-- WHAT THIS TASK INVOLVES --
Check each line of the listing below for the string "components", and copy the ones that have it.

-- GIVEN MATERIAL --
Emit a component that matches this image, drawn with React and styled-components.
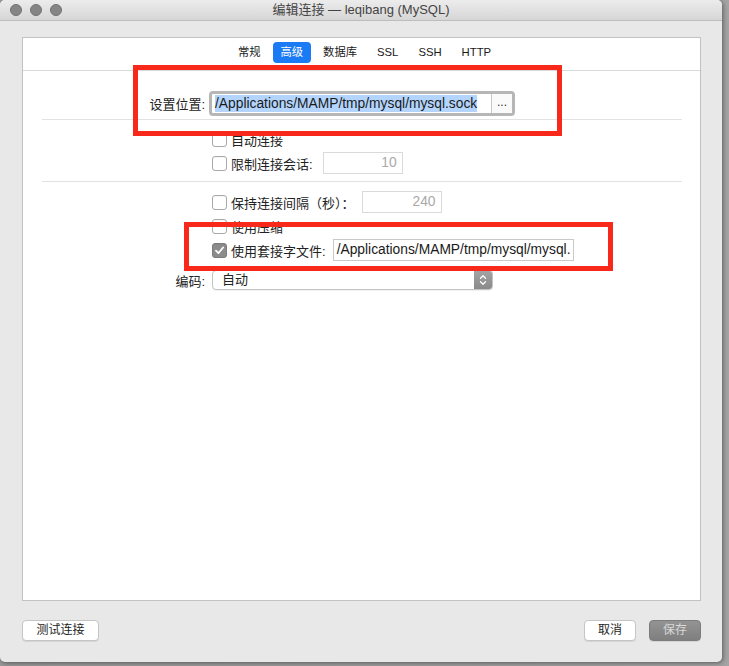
import React from "react";
import styled, { createGlobalStyle } from "styled-components";

const Global = createGlobalStyle`
  html, body { margin: 0; padding: 0; }
  body {
    width: 729px;
    height: 666px;
    overflow: hidden;
    background: linear-gradient(90deg, #9a9a9a 0%, #a4a4a4 100%);
    font-family: "Liberation Sans", "Noto Sans CJK SC", sans-serif;
    color: #222;
  }
  * { box-sizing: border-box; }
`;

const Window = styled.div`
  position: relative;
  width: 722px;
  height: 662px;
  background: #e8e8e8;
  border-radius: 5px;
  box-shadow: 1px 1px 5px rgba(0, 0, 0, 0.45);
  display: flex;
  flex-direction: column;
  overflow: hidden;
`;

const TitleBar = styled.div`
  position: relative;
  height: 21px;
  flex: none;
  background: linear-gradient(#ececec, #d6d6d6);
  border-bottom: 1px solid #bdbdbd;
  display: flex;
  align-items: center;
  padding-left: 10px;
  gap: 8px;
`;

const Light = styled.span`
  width: 12px;
  height: 12px;
  border-radius: 50%;
  background: #858585;
  border: 0.5px solid #727272;
`;

const Title = styled.div`
  position: absolute;
  left: 0;
  right: 0;
  top: 0;
  height: 20px;
  line-height: 20px;
  text-align: center;
  font-size: 13px;
  color: #444;
  pointer-events: none;
`;

const Body = styled.div`
  flex: 1;
  display: flex;
  flex-direction: column;
  padding: 16px 21px 0 22px;
  min-height: 0;
`;

const Panel = styled.div`
  flex: 1;
  background: #fff;
  border: 1px solid #c2c2c2;
  display: flex;
  flex-direction: column;
`;

const TabBar = styled.div`
  height: 33px;
  flex: none;
  padding-top: 4px;
  padding-left: 6px;
  border-bottom: 1px solid #d9d9d9;
  display: flex;
  justify-content: center;
  align-items: flex-start;
  gap: 4px;
`;

const Tab = styled.div`
  height: 21px;
  line-height: 21px;
  padding: 0 8px;
  border-radius: 4px;
  font-size: 11.3px;
  color: ${(p) => (p.$active ? "#fff" : "#1a1a1a")};
  background: ${(p) => (p.$active ? "#1b7bf4" : "transparent")};
`;

const Section = styled.div`
  display: flex;
  flex-direction: column;
  gap: 2px;
  padding: ${(p) => p.$pt}px 0 ${(p) => p.$pb}px;
`;

const Divider = styled.div`
  flex: none;
  height: 1px;
  background: #e2e2e2;
  margin: 0 18px 0 19px;
`;

const Row = styled.div`
  display: grid;
  grid-template-columns: 182px 1fr;
  column-gap: 7px;
  align-items: center;
  height: ${(p) => p.$h || 22}px;
  margin-top: ${(p) => p.$mt || 0}px;
`;

const Label = styled.div`
  text-align: right;
  font-size: 13px;
  color: #222;
  white-space: nowrap;
`;

const Controls = styled.div`
  display: flex;
  align-items: center;
  font-size: 13px;
  white-space: nowrap;
`;

const FocusRing = styled.div`
  margin-left: -3px;
  width: 306px;
  height: 25px;
  border: 3px solid #b6b6b6;
  border-radius: 4px;
  display: flex;
  background: #fff;
`;

const FieldText = styled.div`
  flex: 1;
  overflow: hidden;
  white-space: nowrap;
  font-size: 13.8px;
  line-height: 19px;
  padding-left: 3px;
  color: #1a1a1a;
`;

const Selected = styled.span`
  background: #b3d5fd;
  padding: 1px 0 1px;
`;

const DotsButton = styled.div`
  width: 21px;
  border-left: 1px solid #c9c9c9;
  font-size: 12px;
  line-height: 17px;
  text-align: center;
  color: #333;
  background: #fafafa;
`;

const Box = styled.span`
  flex: none;
  width: 15px;
  height: 15px;
  border-radius: 3px;
  border: 1px solid ${(p) => (p.$checked ? "#7c7c7c" : "#a9a9a9")};
  background: ${(p) => (p.$checked ? "#8c8c8c" : "#fff")};
  box-shadow: inset 0 1px 0 rgba(0, 0, 0, 0.04);
  display: flex;
  align-items: center;
  justify-content: center;
  margin-right: 4px;
`;

const NumInput = styled.div`
  margin-left: ${(p) => p.$ml || 9}px;
  width: 80px;
  height: 22px;
  border: 1px solid #dadada;
  text-align: right;
  padding-right: 5px;
  line-height: 20px;
  font-size: 13.8px;
  color: #a9a9a9;
`;

const TextInput = styled.div`
  margin-left: 7px;
  width: 241px;
  height: 22px;
  border: 1px solid #c9c9c9;
  padding-left: 3px;
  line-height: 20px;
  font-size: 13.8px;
  color: #1a1a1a;
  white-space: nowrap;
`;

const Select = styled.div`
  width: 281px;
  height: 20px;
  border: 1px solid #c3c3c3;
  border-radius: 4px;
  background: #fff;
  display: flex;
  box-shadow: 0 1px 0 rgba(0, 0, 0, 0.05);
  overflow: hidden;
`;

const SelectText = styled.div`
  flex: 1;
  padding-left: 9px;
  font-size: 13px;
  line-height: 18px;
`;

const Stepper = styled.div`
  width: 18px;
  background: linear-gradient(#a3a3a3, #8a8a8a);
  display: flex;
  align-items: center;
  justify-content: center;
`;

const Footer = styled.div`
  height: 61px;
  flex: none;
  display: flex;
  align-items: flex-start;
  padding: 19px 21px 0 22px;
  gap: 13px;
`;

const Button = styled.div`
  height: 21px;
  width: ${(p) => p.$w}px;
  border-radius: 4px;
  border: 1px solid ${(p) => (p.$primary ? "#7c7c7c" : "#c5c5c5")};
  background: ${(p) =>
    p.$primary ? "linear-gradient(#939393, #7f7f7f)" : "#fff"};
  color: ${(p) => (p.$primary ? "#d8d8d8" : "#1e1e1e")};
  font-size: 12px;
  line-height: 19px;
  text-align: center;
  box-shadow: 0 1px 0 rgba(0, 0, 0, 0.08);
`;

const Spacer = styled.div`
  flex: 1;
`;

const Annotation = styled.div`
  position: absolute;
  border: 5px solid #f8291b;
  pointer-events: none;
`;

const Check = ({ checked }) => (
  <Box $checked={checked}>
    {checked && (
      <svg width="11" height="11" viewBox="0 0 10 10">
        <path
          d="M1.8 5.2 L4 7.4 L8.3 2.3"
          fill="none"
          stroke="#fff"
          strokeWidth="1.6"
          strokeLinecap="round"
          strokeLinejoin="round"
        />
      </svg>
    )}
  </Box>
);

const tabs = ["常规", "高级", "数据库", "SSL", "SSH", "HTTP"];

export default function App() {
  return (
    <>
      <Global />
      <Window>
        <TitleBar>
          <Light />
          <Light />
          <Light />
          <Title>编辑连接 — leqibang (MySQL)</Title>
        </TitleBar>
        <Body>
          <Panel>
            <TabBar>
              {tabs.map((t) => (
                <Tab key={t} $active={t === "高级"}>
                  {t}
                </Tab>
              ))}
            </TabBar>
            <Section $pt={20} $pb={8}>
              <Row $h={20}>
                <Label>设置位置:</Label>
                <Controls>
                  <FocusRing>
                    <FieldText>
                      <Selected>/Applications/MAMP/tmp/mysql/mysql.sock</Selected>
                    </FieldText>
                    <DotsButton>...</DotsButton>
                  </FocusRing>
                </Controls>
              </Row>
            </Section>
            <Divider />
            <Section $pt={9} $pb={8}>
              <Row $h={21}>
                <span />
                <Controls>
                  <Check />
                  自动连接
                </Controls>
              </Row>
              <Row $h={21}>
                <span />
                <Controls>
                  <Check />
                  限制连接会话:
                  <NumInput $ml={10}>10</NumInput>
                </Controls>
              </Row>
            </Section>
            <Divider />
            <Section $pt={9} $pb={0}>
              <Row>
                <span />
                <Controls>
                  <Check />
                  保持连接间隔（秒）：
                  <NumInput $ml={7}>240</NumInput>
                </Controls>
              </Row>
              <Row>
                <span />
                <Controls>
                  <Check />
                  使用压缩
                </Controls>
              </Row>
              <Row>
                <span />
                <Controls>
                  <Check checked />
                  使用套接字文件:
                  <TextInput>/Applications/MAMP/tmp/mysql/mysql.</TextInput>
                </Controls>
              </Row>
              <Row $mt={6}>
                <Label>编码:</Label>
                <Controls>
                  <Select>
                    <SelectText>自动</SelectText>
                    <Stepper>
                      <svg width="10" height="14" viewBox="0 0 10 14">
                        <path
                          d="M2.5 5.2 L5 2.7 L7.5 5.2 M2.5 8.8 L5 11.3 L7.5 8.8"
                          fill="none"
                          stroke="#fff"
                          strokeWidth="1.3"
                          strokeLinecap="round"
                          strokeLinejoin="round"
                        />
                      </svg>
                    </Stepper>
                  </Select>
                </Controls>
              </Row>
            </Section>
          </Panel>
        </Body>
        <Footer>
          <Button $w={77}>测试连接</Button>
          <Spacer />
          <Button $w={52}>取消</Button>
          <Button $w={52} $primary>
            保存
          </Button>
        </Footer>
        <Annotation style={{ left: 133, top: 65, width: 429, height: 71 }} />
        <Annotation style={{ left: 184, top: 222, width: 429, height: 49 }} />
      </Window>
    </>
  );
}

-- SOLUTION --
Emit a component that matches this image, drawn with React and styled-components.
import styled, { createGlobalStyle } from "styled-components";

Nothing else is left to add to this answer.